The disentanglement score (measuring how independently each latent dimension varies) also improves with $\beta$, a byproduct of compression. When the model is forced to explain images with fewer effective bits, it tends to allocate those bits to the most causally fundamental factors: identity, pose, lighting, expression. At $\beta=1$ these factors are entangled; at $\beta=8$ they separate.
What This Changes About How I Think About Regularization
The IB reframes regularization entirely. Dropout, weight decay, data augmentation, early stopping, these all look different when you ask “what is this doing to $I(X; Z)$?” Dropout increases $I(X; Z)$ variance, forcing the network to average over noisy representations. Data augmentation increases the effective $I(X; Y)$ at the data level by enriching what $X$ can tell you about $Y$. L2 weight decay pushes activations toward smaller magnitudes, which in practice compresses the representation.
None of these regularizers were designed with the IB in mind. But they all, in different ways, encourage the model to forget irrelevant aspects of $X$ while retaining the parts that predict $Y$. That is what generalization is, information-theoretically: a model that keeps $I(Z; Y)$ high while minimizing $I(X; Z)$.

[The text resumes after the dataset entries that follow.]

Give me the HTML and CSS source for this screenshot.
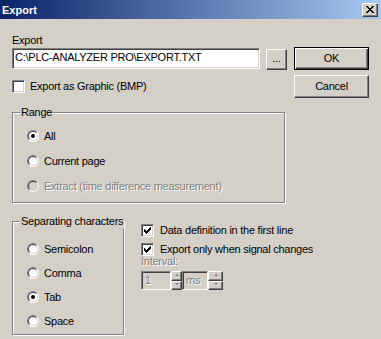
FILE: index.html
```html
<!DOCTYPE html>
<html>
<head>
    <title>Export</title>
    <link rel="stylesheet" href="styles.css">
</head>
<body>
    <div class="window">
        <div class="titlebar">
            <span class="title">Export</span>
            <span class="close">
                <svg width="8" height="7" viewBox="0 0 8 7" shape-rendering="crispEdges">
                    <path d="M0 0h2v1h-2zM6 0h2v1h-2zM1 1h2v1h-2zM5 1h2v1h-2zM2 2h4v1h-4zM3 3h2v1h-2zM2 4h4v1h-4zM1 5h2v1h-2zM5 5h2v1h-2zM0 6h2v1h-2zM6 6h2v1h-2z" fill="#000"/>
                </svg>
            </span>
        </div>

        <div class="dialog">
            <div class="main">
                <div class="left">
                    <div class="label">Export</div>
                    <div class="file-row">
                        <div class="edit file">C:\PLC-ANALYZER PRO\EXPORT.TXT</div>
                        <div class="btn browse">...</div>
                    </div>
                    <div class="check-row graphic">
                        <span class="check"></span>
                        <span>Export as Graphic (BMP)</span>
                    </div>

                    <div class="group range">
                        <span class="group-title">Range</span>
                        <div class="radio-row"><span class="radio on"></span>All</div>
                        <div class="radio-row"><span class="radio"></span>Current page</div>
                        <div class="radio-row disabled"><span class="radio"></span>Extract (time difference measurement)</div>
                    </div>
                </div>

                <div class="buttons">
                    <div class="btn default">OK</div>
                    <div class="btn">Cancel</div>
                </div>
            </div>

            <div class="bottom">
                <div class="group sep">
                    <span class="group-title">Separating characters</span>
                    <div class="radio-row"><span class="radio"></span>Semicolon</div>
                    <div class="radio-row"><span class="radio"></span>Comma</div>
                    <div class="radio-row"><span class="radio on"></span>Tab</div>
                    <div class="radio-row"><span class="radio"></span>Space</div>
                </div>

                <div class="options">
                    <div class="check-row">
                        <span class="check on">
                            <svg width="7" height="7" viewBox="0 0 7 7" shape-rendering="crispEdges"><path d="M6 0h1v1h-1zM5 1h2v1h-2zM0 2h1v1h-1zM4 2h3v1h-3zM0 3h2v1h-2zM3 3h3v1h-3zM0 4h5v1h-5zM1 5h3v1h-3zM2 6h1v1h-1z" fill="#000"/></svg>
                        </span>
                        <span>Data definition in the first line</span>
                    </div>
                    <div class="check-row">
                        <span class="check on">
                            <svg width="7" height="7" viewBox="0 0 7 7" shape-rendering="crispEdges"><path d="M6 0h1v1h-1zM5 1h2v1h-2zM0 2h1v1h-1zM4 2h3v1h-3zM0 3h2v1h-2zM3 3h3v1h-3zM0 4h5v1h-5zM1 5h3v1h-3zM2 6h1v1h-1z" fill="#000"/></svg>
                        </span>
                        <span>Export only when signal changes</span>
                    </div>
                    <div class="interval-label">Interval:</div>
                    <div class="spin-row">
                        <div class="edit off num">1</div>
                        <div class="spin"><span class="arrow up"></span><span class="arrow down"></span></div>
                        <div class="edit off unit">ms</div>
                        <div class="spin wide"><span class="arrow up"></span><span class="arrow down"></span></div>
                    </div>
                </div>
            </div>
        </div>
    </div>
</body>
</html>
```

FILE: styles.css
```css
body {
    margin: 0;
    padding: 0;
    background: #d4d0c8;
    font-family: "Liberation Sans", Arial, sans-serif;
    font-size: 11px;
    line-height: 13px;
    letter-spacing: -0.25px;
    color: #000;
}
.window {
    width: 381px;
    height: 339px;
    overflow: hidden;
}
.titlebar {
    height: 19px;
    display: flex;
    align-items: center;
    justify-content: space-between;
    padding: 0 3px 0 2px;
    background: linear-gradient(to right, #0a246a, #a6caf0);
}
.title {
    color: #fff;
    font-weight: bold;
    letter-spacing: 0;
    padding-top: 2px;
}
.close {
    width: 16px;
    height: 14px;
    box-sizing: border-box;
    display: flex;
    align-items: center;
    justify-content: center;
    background: #d4d0c8;
    border: 1px solid;
    border-color: #fff #404040 #404040 #fff;
    box-shadow: inset -1px -1px #808080;
}
.dialog {
    padding: 15px 0 0 12px;
}
.main {
    display: flex;
}
.left {
    width: 275px;
}
.label {
    height: 13px;
}
.file-row {
    display: flex;
    margin-top: 1px;
}
.edit {
    box-sizing: border-box;
    background: #fff;
    border: 1px solid;
    border-color: #808080 #fff #fff #808080;
    box-shadow: inset 1px 1px #404040, inset -1px -1px #d4d0c8;
    white-space: nowrap;
    overflow: hidden;
}
.file {
    width: 248px;
    height: 21px;
    padding: 2px 0 0 2px;
}
.btn {
    box-sizing: border-box;
    width: 75px;
    height: 23px;
    display: flex;
    align-items: center;
    justify-content: center;
    background: #d4d0c8;
    border: 1px solid;
    border-color: #fff #404040 #404040 #fff;
    box-shadow: inset -1px -1px #808080;
}
.btn.browse {
    width: 21px;
    height: 21px;
    margin: 1px 0 0 6px;
    align-items: flex-end;
    padding-bottom: 4px;
}
.btn.default {
    border: 1px solid #000;
    box-shadow: inset 1px 1px #fff, inset -1px -1px #404040, inset -2px -2px #808080;
}
.buttons {
    margin: 13px 0 0 7px;
    display: flex;
    flex-direction: column;
    gap: 5px;
}
.check-row {
    display: flex;
    align-items: center;
    gap: 5px;
    height: 13px;
    white-space: nowrap;
    overflow: hidden;
}
.graphic {
    margin-top: 10px;
}
.check {
    flex: none;
    width: 13px;
    height: 13px;
    box-sizing: border-box;
    background: #fff;
    border: 1px solid;
    border-color: #808080 #fff #fff #808080;
    box-shadow: inset 1px 1px #404040, inset -1px -1px #d4d0c8;
    display: flex;
    align-items: center;
    justify-content: center;
}
.group {
    position: relative;
    box-sizing: border-box;
    border: 1px solid #808080;
    box-shadow: inset 1px 1px #fff, 1px 1px #fff;
}
.group-title {
    position: absolute;
    top: -7px;
    left: 7px;
    padding: 0 1px;
    white-space: nowrap;
    background: #d4d0c8;
}
.range {
    margin-top: 19px;
    width: 273px;
    height: 91px;
    padding: 17px 0 0 14px;
}
.radio-row {
    display: flex;
    align-items: center;
    gap: 5px;
    height: 12px;
    margin-bottom: 13px;
    white-space: nowrap;
}
.sep .radio-row {
    margin-bottom: 12px;
}
.radio {
    flex: none;
    position: relative;
    width: 12px;
    height: 12px;
    box-sizing: border-box;
    border-radius: 50%;
    background: #fff;
    border: 1px solid;
    border-color: #808080 #fff #fff #808080;
}
.radio::before {
    content: '';
    position: absolute;
    inset: 0;
    border-radius: 50%;
    border: 1px solid;
    border-color: #404040 #d4d0c8 #d4d0c8 #404040;
}
.radio.on::after {
    content: '';
    position: absolute;
    left: 3px;
    top: 3px;
    width: 4px;
    height: 4px;
    border-radius: 50%;
    background: #000;
}
.disabled {
    color: #808080;
    text-shadow: 1px 1px 0 #fff;
}
.disabled .radio {
    background: #d4d0c8;
}
.bottom {
    display: flex;
    margin-top: 18px;
}
.sep {
    width: 112px;
    height: 114px;
    padding: 21px 0 0 14px;
}
.options {
    margin-left: 17px;
    padding-top: 3px;
    width: 172px;
}
.options .check-row {
    margin-bottom: 6px;
    gap: 6px;
}
.interval-label {
    margin-top: -7px;
    height: 13px;
    color: #808080;
    text-shadow: 1px 1px 0 #fff;
}
.spin-row {
    display: flex;
    margin-top: 3px;
    height: 19px;
}
.edit.off {
    background: #d4d0c8;
    color: #808080;
    text-shadow: 1px 1px 0 #fff;
    padding: 2px 0 0 3px;
}
.num {
    width: 30px;
}
.unit {
    width: 26px;
}
.spin {
    width: 11px;
    display: flex;
    flex-direction: column;
}
.spin.wide {
    width: 15px;
}
.arrow {
    flex: 1;
    box-sizing: border-box;
    border: 1px solid;
    border-color: #fff #404040 #404040 #fff;
    box-shadow: inset -1px -1px #808080;
    position: relative;
}
.arrow::after {
    content: '';
    position: absolute;
    left: 50%;
    top: 50%;
    margin: -2px 0 0 -2px;
    border-left: 2px solid transparent;
    border-right: 2px solid transparent;
}
.arrow.up::after {
    border-bottom: 2px solid #808080;
}
.arrow.down::after {
    border-top: 2px solid #808080;
}
```
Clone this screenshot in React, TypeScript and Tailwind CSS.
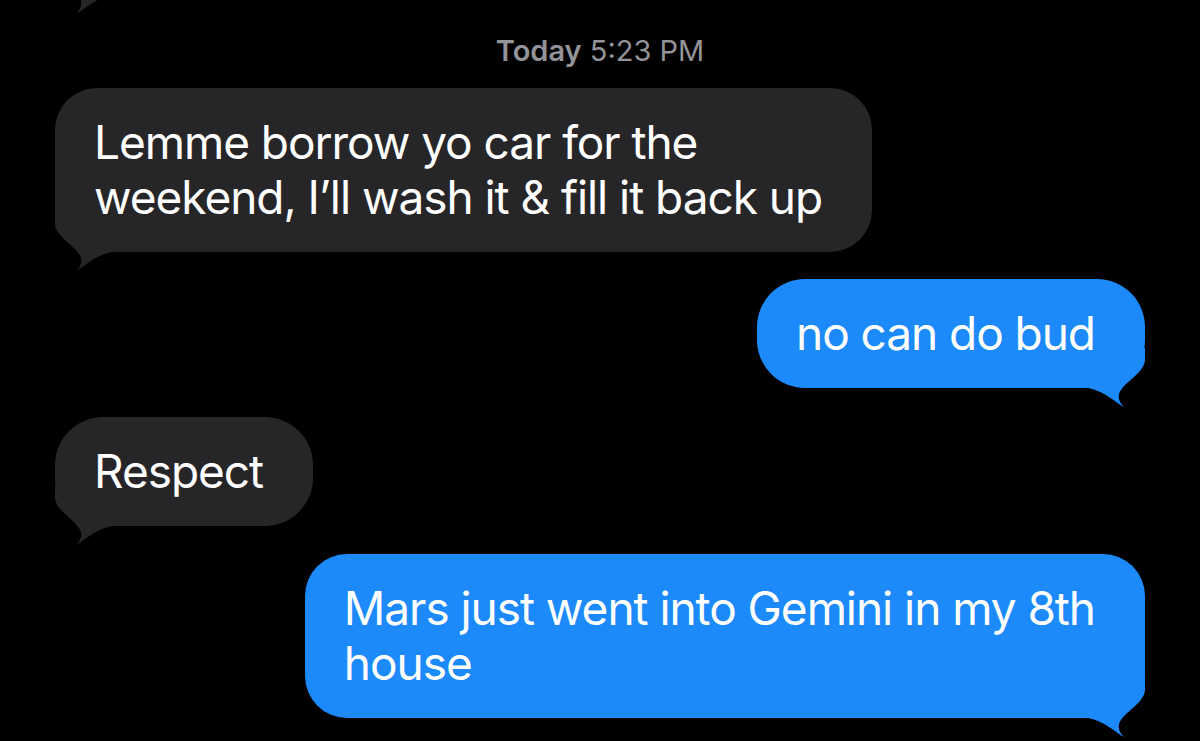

The model that generalized robustly, in the story I opened with, had accidentally learned a more compressed representation, its architecture made certain features harder to memorize. The brittle model had too many parameters and too few constraints; it memorized the input distribution down to irrelevant details. The IB is not a training algorithm. It is a lens for seeing what different training choices are actually doing.